Information shown:
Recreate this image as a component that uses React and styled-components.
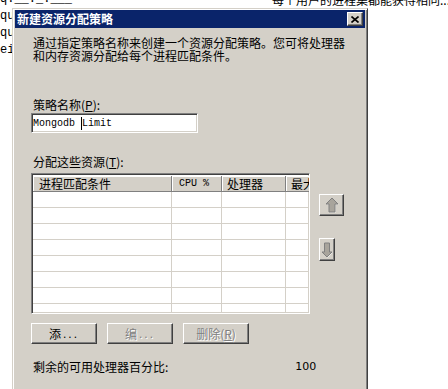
import React from 'react'
import styled, { createGlobalStyle } from 'styled-components'

const GlobalStyle = createGlobalStyle`
  html, body {
    margin: 0;
    padding: 0;
    background: #ffffff;
    overflow: hidden;
  }
`

const cjk = `"Noto Sans CJK SC", "Liberation Sans", sans-serif`
const mono = `"Liberation Mono", "DejaVu Sans Mono", monospace`

const Page = styled.div`
  position: relative;
  width: 448px;
  height: 389px;
  overflow: hidden;
  background: #ffffff;
`

const Backdrop = styled.div`
  margin-top: -9px;
  font-family: ${mono};
  font-size: 12px;
  line-height: 17px;
  color: #000;
`

const BackLine = styled.div`
  display: flex;
  white-space: nowrap;
`

const BackRight = styled.span`
  margin-left: ${(p) => p.offset}px;
  font-family: ${cjk};
`

const Dialog = styled.div`
  position: absolute;
  left: 12px;
  top: 8px;
  width: 350px;
  height: 400px;
  padding: 1px 2px 2px 2px;
  background: #d4d0c8;
  border: 1px solid;
  border-color: #d4d0c8 #404040 #404040 #d4d0c8;
  box-shadow: inset 1px 1px #ffffff, inset -1px -1px #808080;
`

const TitleBar = styled.div`
  height: 18px;
  display: flex;
  align-items: center;
  justify-content: space-between;
  padding: 0 2px;
  background: #0a246a;
`

const Title = styled.span`
  font-family: ${cjk};
  font-weight: 700;
  font-size: 12px;
  line-height: 14px;
  color: #ffffff;
`

const CloseButton = styled.div`
  box-sizing: border-box;
  width: 16px;
  height: 14px;
  display: flex;
  align-items: center;
  justify-content: center;
  background: #d4d0c8;
  border: 1px solid;
  border-color: #ffffff #404040 #404040 #ffffff;
  box-shadow: inset -1px -1px #808080;
`

const Body = styled.div`
  padding: 0 0 0 16px;
  font-family: ${cjk};
  font-size: 12px;
  color: #000;
`

const Description = styled.p`
  margin: 8px 0 0 2px;
  line-height: 13px;
`

const Label = styled.div`
  margin: ${(p) => p.top}px 0 0 2px;
  line-height: 13px;
  white-space: nowrap;
`

const Key = styled.span`
  text-decoration: underline;
`

const TextBox = styled.div`
  box-sizing: border-box;
  margin-top: 2px;
  width: 167px;
  height: 20px;
  display: flex;
  align-items: center;
  padding-left: 1px;
  background: #ffffff;
  border: 1px solid;
  border-color: #808080 #ffffff #ffffff #808080;
  box-shadow: inset 1px 1px #404040, inset -1px -1px #d4d0c8;
  font-family: ${mono};
  font-size: 10px;
  white-space: pre;
`

const Caret = styled.span`
  display: inline-block;
  width: 1px;
  height: 13px;
  background: #000;
`

const ListArea = styled.div`
  display: flex;
  gap: 9px;
  margin-top: 5px;
`

const ListView = styled.div`
  box-sizing: border-box;
  width: 279px;
  height: 141px;
  overflow: hidden;
  background: #ffffff;
  border: 1px solid;
  border-color: #808080 #ffffff #ffffff #808080;
  box-shadow: inset 1px 1px #404040, inset -1px -1px #d4d0c8;
  padding: 2px 0 0 1px;
`

const Grid = styled.div`
  display: grid;
  grid-template-columns: 139px 50px 64px 40px;
  grid-auto-rows: 16px;
`

const HeaderCell = styled.div`
  box-sizing: border-box;
  height: 16px;
  display: flex;
  align-items: center;
  padding-left: ${(p) => p.pad}px;
  background: #d4d0c8;
  border-right: 1px solid #808080;
  border-bottom: 1px solid #808080;
  box-shadow: inset 1px 1px #ffffff;
  font-family: ${(p) => (p.mono ? mono : cjk)};
  font-size: ${(p) => (p.mono ? 10 : 12)}px;
  line-height: 14px;
  white-space: nowrap;
  overflow: hidden;
`

const Cell = styled.div`
  box-sizing: border-box;
  border-right: 1px solid #d4d0c8;
  border-bottom: 1px solid #d4d0c8;
`

const SideButtons = styled.div`
  display: flex;
  flex-direction: column;
  align-items: flex-start;
  padding-top: 21px;
  gap: 22px;
`

const ArrowButton = styled.div`
  box-sizing: border-box;
  width: ${(p) => p.w}px;
  height: ${(p) => p.h}px;
  display: flex;
  align-items: center;
  justify-content: center;
  background: #d4d0c8;
  border: 1px solid;
  border-color: #ffffff #404040 #404040 #ffffff;
  box-shadow: inset -1px -1px #808080;
`

const ButtonRow = styled.div`
  display: flex;
  gap: 10px;
  margin-top: 9px;
`

const PushButton = styled.div`
  box-sizing: border-box;
  width: ${(p) => p.w}px;
  height: 21px;
  display: flex;
  align-items: center;
  justify-content: center;
  background: #d4d0c8;
  border: 1px solid;
  border-color: #ffffff #404040 #404040 #ffffff;
  box-shadow: inset -1px -1px #808080;
  line-height: 14px;
  color: ${(p) => (p.disabled ? '#808080' : '#000')};
  text-shadow: ${(p) => (p.disabled ? '1px 1px #ffffff' : 'none')};
  white-space: nowrap;
`

const Dots = styled.span`
  font-family: "Liberation Sans", sans-serif;
  letter-spacing: 2px;
  margin-left: 2px;
`

const Summary = styled.div`
  display: flex;
  margin: 16px 0 0 2px;
  line-height: 13px;
`

const SummaryValue = styled.span`
  margin-left: 127px;
  font-family: "DejaVu Sans", "Liberation Sans", sans-serif;
  font-size: 11px;
`

const UpArrow = () => (
  <svg width="14" height="16" viewBox="0 0 14 16">
    <path d="M7.5 1.5 L13.5 7.5 L10.5 7.5 L10.5 15.5 L4.5 15.5 L4.5 7.5 L1.5 7.5 Z" fill="#ffffff" />
    <path d="M7 1 L13 7 L10 7 L10 15 L4 15 L4 7 L1 7 Z" fill="#a8a49c" stroke="#808080" strokeWidth="1" />
  </svg>
)

const DownArrow = () => (
  <svg width="12" height="16" viewBox="0 0 12 16">
    <path d="M6.5 15.5 L11.5 10.5 L9 10.5 L9 1.5 L4 1.5 L4 10.5 L1.5 10.5 Z" fill="#ffffff" />
    <path d="M6 15 L11 10 L8.5 10 L8.5 1 L3.5 1 L3.5 10 L1 10 Z" fill="#a8a49c" stroke="#808080" strokeWidth="1" />
  </svg>
)

const CloseGlyph = () => (
  <svg width="8" height="7" viewBox="0 0 8 7">
    <path d="M0.5 0.5 L7.5 6.5 M7.5 0.5 L0.5 6.5" stroke="#000" strokeWidth="1.6" />
  </svg>
)

const columns = [
  { name: '进程匹配条件', pad: 6 },
  { name: 'CPU %', pad: 7, mono: true },
  { name: '处理器', pad: 5 },
  { name: '最大', pad: 5 },
]

const rowCount = 8

const App = () => (
  <Page>
    <GlobalStyle />
    <Backdrop>
      <BackLine>
        <span>q.__._.___</span>
        <BackRight offset={200}>每个用户的进程集都能获得相同...</BackRight>
      </BackLine>
      <BackLine>qu</BackLine>
      <BackLine>qu</BackLine>
      <BackLine>ei</BackLine>
    </Backdrop>
    <Dialog>
      <TitleBar>
        <Title>新建资源分配策略</Title>
        <CloseButton>
          <CloseGlyph />
        </CloseButton>
      </TitleBar>
      <Body>
        <Description>
          通过指定策略名称来创建一个资源分配策略。您可将处理器
          <br />
          和内存资源分配给每个进程匹配条件。
        </Description>
        <Label top={36}>
          策略名称(<Key>P</Key>):
        </Label>
        <TextBox>
          Mongodb <Caret />Limit
        </TextBox>
        <Label top={22}>
          分配这些资源(<Key>T</Key>):
        </Label>
        <ListArea>
          <ListView>
            <Grid>
              {columns.map((c) => (
                <HeaderCell key={c.name} pad={c.pad} mono={c.mono}>
                  {c.name}
                </HeaderCell>
              ))}
              {Array.from({ length: rowCount * columns.length }, (_, i) => (
                <Cell key={i} />
              ))}
            </Grid>
          </ListView>
          <SideButtons>
            <ArrowButton w={25} h={22}>
              <UpArrow />
            </ArrowButton>
            <ArrowButton w={16} h={23}>
              <DownArrow />
            </ArrowButton>
          </SideButtons>
        </ListArea>
        <ButtonRow>
          <PushButton w={66}>
            添<Dots>...</Dots>
          </PushButton>
          <PushButton w={66} disabled>
            编<Dots>...</Dots>
          </PushButton>
          <PushButton w={66} disabled>
            删除(<Key>R</Key>)
          </PushButton>
        </ButtonRow>
        <Summary>
          <span>剩余的可用处理器百分比:</span>
          <SummaryValue>100</SummaryValue>
        </Summary>
      </Body>
    </Dialog>
  </Page>
)

export default App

What the exercise asks: Search the data for "React" and list every line in which it occurs.

Full response:
Recreate this image as a component that uses React and styled-components.
import React from 'react'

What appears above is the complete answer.